- Location: Boise County, Idaho
- Coordinates: 44°04′13″N 115°03′02″W﻿ / ﻿44.070322°N 115.05065°W
- Type: Glacial
- Primary inflows: Goat Creek
- Primary outflows: Goat Creek to South Fork Payette River
- Basin countries: United States
- Max. length: 0.07 mi (0.11 km)
- Max. width: 0.07 mi (0.11 km)
- Surface elevation: 8,710 ft (2,650 m)
- Islands: 1

= Upper Bead Lake =

Alpine lake in the state of Idaho

Upper Bead Lake is a small alpine lake in Boise County, Idaho, United States, lies within the Sawtooth Mountains in the Sawtooth National Recreation Area. There are no trails leading to the lake or the Goat Creek drainage.

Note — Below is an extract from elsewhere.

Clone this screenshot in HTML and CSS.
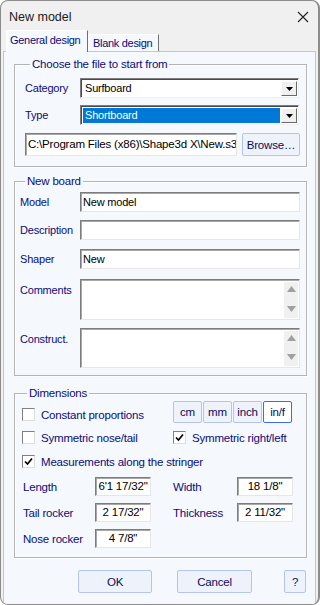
FILE: index.html
```html
<!DOCTYPE html>
<html lang="en">
<head>
  <meta charset="UTF-8">
  <meta name="viewport" content="width=device-width, initial-scale=1.0">
  <title>New model</title>
  <link rel="stylesheet" href="styles.css">
</head>
<body>
  <div class="window">
    <div class="titlebar">
      <span class="title">New model</span>
      <svg class="close" width="12" height="12" viewBox="0 0 12 12">
        <path d="M1 1 L11 11 M11 1 L1 11" stroke="#222" stroke-width="1.1" fill="none"/>
      </svg>
    </div>

    <div class="tabs">
      <div class="tab active">General design</div>
      <div class="tab">Blank design</div>
    </div>

    <div class="panel">
      <fieldset class="group group-file">
        <legend>Choose the file to start from</legend>
        <div class="row">
          <span class="lbl lbl-file">Category</span>
          <div class="combo">
            <span class="combo-value">Surfboard</span>
            <span class="combo-btn"><svg width="7" height="4" viewBox="0 0 7 4"><path d="M0 0 H7 L3.5 4 Z" fill="#000"/></svg></span>
          </div>
        </div>
        <div class="row row-type">
          <span class="lbl lbl-file">Type</span>
          <div class="combo">
            <span class="combo-value selected">Shortboard</span>
            <span class="combo-btn"><svg width="7" height="4" viewBox="0 0 7 4"><path d="M0 0 H7 L3.5 4 Z" fill="#000"/></svg></span>
          </div>
        </div>
        <div class="row row-path">
          <div class="field path">C:\Program Files (x86)\Shape3d X\New.s3dx</div>
          <button class="btn browse">Browse…</button>
        </div>
      </fieldset>

      <fieldset class="group group-board">
        <legend>New board</legend>
        <div class="row">
          <span class="lbl">Model</span>
          <div class="field wide">New model</div>
        </div>
        <div class="row row-gap">
          <span class="lbl">Description</span>
          <div class="field wide"></div>
        </div>
        <div class="row row-gap shaper">
          <span class="lbl">Shaper</span>
          <div class="field wide">New</div>
        </div>
        <div class="row row-area comments">
          <span class="lbl lbl-top">Comments</span>
          <div class="field wide area">
            <span class="area-text"></span>
            <span class="scroll">
              <svg width="9" height="6" viewBox="0 0 9 6"><path d="M0 6 L4.5 0 L9 6 Z" fill="#a0a0a0"/></svg>
              <svg width="9" height="6" viewBox="0 0 9 6"><path d="M0 0 H9 L4.5 6 Z" fill="#a0a0a0"/></svg>
            </span>
          </div>
        </div>
        <div class="row row-area">
          <span class="lbl lbl-top">Construct.</span>
          <div class="field wide area short">
            <span class="area-text"></span>
            <span class="scroll">
              <svg width="9" height="6" viewBox="0 0 9 6"><path d="M0 6 L4.5 0 L9 6 Z" fill="#a0a0a0"/></svg>
              <svg width="9" height="6" viewBox="0 0 9 6"><path d="M0 0 H9 L4.5 6 Z" fill="#a0a0a0"/></svg>
            </span>
          </div>
        </div>
      </fieldset>

      <fieldset class="group group-dim">
        <legend>Dimensions</legend>
        <div class="dim-row dim-first">
          <label class="check">
            <span class="box"></span>Constant proportions
          </label>
          <div class="units">
            <button class="btn unit">cm</button>
            <button class="btn unit">mm</button>
            <button class="btn unit">inch</button>
            <button class="btn unit current">in/f</button>
          </div>
        </div>
        <div class="dim-row dim-second">
          <label class="check">
            <span class="box"></span>Symmetric nose/tail
          </label>
          <label class="check">
            <span class="box"><svg width="9" height="9" viewBox="0 0 9 9"><path d="M1 4.5 L3.5 7 L8 1.5" stroke="#000" stroke-width="1.7" fill="none"/></svg></span>Symmetric right/left
          </label>
        </div>
        <div class="dim-row dim-third">
          <label class="check">
            <span class="box"><svg width="9" height="9" viewBox="0 0 9 9"><path d="M1 4.5 L3.5 7 L8 1.5" stroke="#000" stroke-width="1.7" fill="none"/></svg></span>Measurements along the stringer
          </label>
        </div>

        <div class="measures">
          <span class="m-lbl">Length</span>
          <div class="field num">6'1 17/32"</div>
          <span class="m-lbl second">Width</span>
          <div class="field num">18 1/8"</div>

          <span class="m-lbl">Tail rocker</span>
          <div class="field num">2 17/32"</div>
          <span class="m-lbl second">Thickness</span>
          <div class="field num">2 11/32"</div>

          <span class="m-lbl">Nose rocker</span>
          <div class="field num">4 7/8"</div>
        </div>
      </fieldset>

      <div class="actions">
        <button class="btn action ok">OK</button>
        <button class="btn action cancel">Cancel</button>
        <button class="btn action help">?</button>
      </div>
    </div>
  </div>
</body>
</html>
```

FILE: styles.css
```css
body {
  margin: 0;
  background: #ffffff;
  font-family: "Liberation Sans", Arial, sans-serif;
  font-size: 11px;
  letter-spacing: -0.2px;
  color: #0c0c78;
}

.window {
  width: 320px;
  height: 605px;
  box-sizing: border-box;
  border: 1px solid #8c8c8c;
  border-right: 2px solid #8c8c8c;
  border-radius: 8px;
  background: #f0f0f0;
  display: flex;
  flex-direction: column;
  overflow: hidden;
}

/* title bar */
.titlebar {
  height: 30px;
  display: flex;
  align-items: center;
  justify-content: space-between;
  padding: 0 9px 0 8px;
  flex-shrink: 0;
}

.title {
  font-size: 12.5px;
  letter-spacing: 0;
  color: #1a1a1a;
  margin-top: 1px;
}

.close {
  margin-top: 2px;
}

/* tabs */
.tabs {
  height: 20px;
  display: flex;
  align-items: flex-end;
  padding-left: 5px;
  flex-shrink: 0;
}

.tab {
  height: 17px;
  box-sizing: border-box;
  padding: 2px 0 0 4px;
  background: #f5f8fd;
  border: 1px solid #ffffff;
  border-right-color: #707070;
  border-bottom: none;
  font-size: 11px;
  letter-spacing: -0.3px;
  color: #0c0c78;
  white-space: nowrap;
}

.tab.active {
  width: 82px;
  height: 22px;
  padding: 3px 0 0 3px;
  margin-bottom: -1px;
  position: relative;
  z-index: 1;
}

.tab:not(.active) {
  width: 71px;
  padding-left: 4px;
}

.panel {
  flex: 1;
  margin: 0 2px 0 2px;
  background: #f5f8fd;
  border: 1px solid #c6c6c6;
  border-bottom: none;
  display: flex;
  flex-direction: column;
}

/* group boxes */
.group {
  margin: 6px 8px 0 10px;
  padding: 0;
  border: 1px solid #b4b4b4;
  box-shadow: inset 1px 1px 0 #ffffff, 1px 1px 0 #ffffff;
}

.group legend {
  padding: 0 2px;
  margin-left: 5px;
  line-height: 13px;
  font-size: 11.5px;
}

.group-file {
  padding: 7px 6px 10px 10px;
}

.group-board {
  margin-top: 8px;
  padding: 4px 6px 7px 5px;
}

.group-dim {
  margin-top: 11px;
  padding: 1px 0 9px 7px;
}

.row {
  display: flex;
  align-items: center;
}

.row-type {
  margin-top: 7px;
}

.row-path {
  margin-top: 8px;
  gap: 5px;
}

.row-gap {
  margin-top: 8px;
}

.row-gap.shaper {
  margin-top: 9px;
}

.row-area {
  margin-top: 8px;
  align-items: flex-start;
}

.row-area.comments {
  margin-top: 10px;
}

.lbl {
  width: 60px;
  flex-shrink: 0;
}

.lbl-file {
  width: 55px;
}

.lbl-top {
  padding-top: 5px;
}

/* combo boxes */
.combo {
  width: 219px;
  height: 20px;
  box-sizing: border-box;
  display: flex;
  background: #ffffff;
  border: 1px solid;
  border-color: #7c7c7c #f0f0f0 #f0f0f0 #7c7c7c;
  box-shadow: inset 1px 1px 0 #4a4a4a;
  padding: 2px 1px 1px 2px;
}

.combo-value {
  flex: 1;
  line-height: 15px;
  padding-left: 2px;
  color: #000000;
}

.combo-value.selected {
  background: #0078d7;
  color: #ffffff;
}

.combo-btn {
  width: 16px;
  box-sizing: border-box;
  background: #f0f0f0;
  border: 1px solid;
  border-color: #ffffff #6a6a6a #6a6a6a #ffffff;
  display: flex;
  align-items: center;
  justify-content: center;
  margin-left: 1px;
}

/* text fields */
.field {
  height: 20px;
  box-sizing: border-box;
  background: #ffffff;
  border: 1px solid;
  border-color: #7c7c7c #e6e6e6 #e6e6e6 #7c7c7c;
  box-shadow: inset 1px 1px 0 #a8a8a8;
  padding: 0 2px;
  line-height: 18px;
  color: #000000;
  white-space: nowrap;
  overflow: hidden;
}

.field.wide {
  width: 220px;
}

.path {
  width: 212px;
  height: 23px;
  line-height: 21px;
  font-size: 11.5px;
}

.area {
  height: 41px;
  display: flex;
  padding: 0 1px 0 2px;
}

.area.short {
  height: 40px;
}

.area-text {
  flex: 1;
}

.scroll {
  width: 14px;
  margin: 2px 0 1px;
  background: #f0f0f0;
  display: flex;
  flex-direction: column;
  align-items: center;
  justify-content: space-between;
  padding: 4px 0 6px;
  box-sizing: border-box;
}

/* buttons */
.btn {
  font-family: "Liberation Sans", Arial, sans-serif;
  font-size: 11.5px;
  letter-spacing: -0.2px;
  color: #0c0c78;
  background: #eef2fa;
  border: 1px solid #b3c5ee;
  border-radius: 2px;
  padding: 0;
  cursor: pointer;
}

.browse {
  width: 58px;
  height: 23px;
  color: #0c0c5a;
}

/* dimensions */
.dim-row {
  display: flex;
}

.dim-first {
  height: 22px;
  align-items: flex-end;
}

.dim-first .check {
  width: 151px;
  margin-bottom: 2px;
}

.dim-second {
  margin-top: 8px;
}

.dim-second .check:first-child {
  width: 151px;
}

.dim-third {
  margin-top: 11px;
}

.check {
  display: flex;
  align-items: center;
  gap: 6px;
  font-size: 11.5px;
  height: 13px;
}

.box {
  width: 13px;
  height: 13px;
  box-sizing: border-box;
  background: #ffffff;
  border: 1px solid;
  border-color: #808080 #dcdcdc #dcdcdc #808080;
  display: flex;
  align-items: center;
  justify-content: center;
  flex-shrink: 0;
}

.units {
  display: flex;
  gap: 1px;
}

.unit {
  width: 29px;
  height: 22px;
  color: #0c0c5a;
}

.unit.current {
  background: #ffffff;
  border-color: #3d6cf2;
}

.measures {
  margin-top: 9px;
  display: grid;
  grid-template-columns: 72px 56px 86px 56px;
  grid-auto-rows: 19px;
  row-gap: 7px;
  align-items: center;
  padding-left: 1px;
}

.m-lbl {
  font-size: 11.5px;
}

.m-lbl.second {
  padding-left: 22px;
}

.field.num {
  height: 19px;
  text-align: center;
  font-size: 11.5px;
  line-height: 17px;
  padding: 0;
}

/* bottom buttons */
.actions {
  margin-top: 12px;
  display: flex;
  justify-content: flex-end;
  padding-right: 9px;
}

.action {
  height: 23px;
  color: #0c0c5a;
}

.ok {
  width: 74px;
  margin-right: 25px;
}

.cancel {
  width: 75px;
  margin-right: 32px;
}

.help {
  width: 22px;
}
```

Upper Bead Lake is in the Sawtooth Wilderness, and a wilderness permit can be obtained at a registration boxes located at trailheads or wilderness boundaries. There is one large boulder that forms the lake’s only island. Upper Bead Lake is upstream of Lower Bead Lake.

==See also==
- List of lakes of the Sawtooth Mountains (Idaho)
- Sawtooth National Forest
- Sawtooth National Recreation Area
- Sawtooth Range (Idaho)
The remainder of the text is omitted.